A monthlong test of Chicago's new speed camera program shows the
city could collect some hundreds of millions of dollars from fines in
its first year, far more than the $40 million to $60 million originally projected by city transportation officials, reports the Chicago Tribune.
As part of a city law passed last year, speed enforcement cameras will be placed near schools and parks, with a total 50 locations having cameras installed by the end of the year.
According to the camera test conducted in December by two companies looking to win the city's contract,
93,000 speeders were recorded at just four locations. Those violations
during the one-month test alone would have brought in about $4.7 million
from ticket fines, the newspaper reported.
city officials are pushing back against that figure and say the program
will not rake in hundreds of millions of dollars for various reasons.
Some of the factors include motorists who will change the way they drive
once they know where the cameras are located. Also, a portion of
recorded violations cannot be enforced, including when an emergency
vehicle is caught speeding, a license plate is distorted or no child is visible in the recorded photo by a school. Additionally, other motorists who are
issued tickets may not pay their fines.
Meanwhile, some aldermen argue that the issue should be revisited after the test's findings, citing the original problem councilmen had with the plan when it was being considered last year — that the cameras are more of a ploy to generate city revenue than anything else.
"I guess this is just going to be a city for wealthy people, that's where we're headed," said Ald. Leslie Hairston (5th).
city is set to install the first automated speed cameras near four city
parks Monday and at eight other locations in September. The first locations to see the new cameras will be the West Side's Garfield Park, Gompers Park on the Northwest Side, the Southwest Side's Marquette Park, and Washington Park on the South Side.
Warnings will be given to motorists
caught speeding within the first month of a camera being installed.
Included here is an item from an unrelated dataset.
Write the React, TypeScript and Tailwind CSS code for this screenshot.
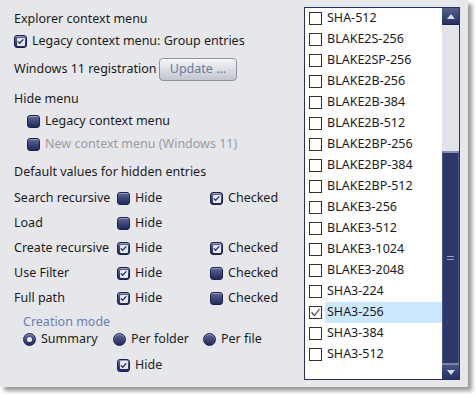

Following the warning period, motorists who are recorded going at least
11 mph over the speed limit in a children's safety zone will be sent a $100
ticket, while a $35 ticket will be sent to those traveling 6
to 10 mph more than the speed limit.
ATS, an Arizona-based
company, will be tasked with installing and operating the cameras as
part of the five-year, $67 million contract it won with the city. As many as 300 cameras total can be installed in the designated zones as part of the city ordinance.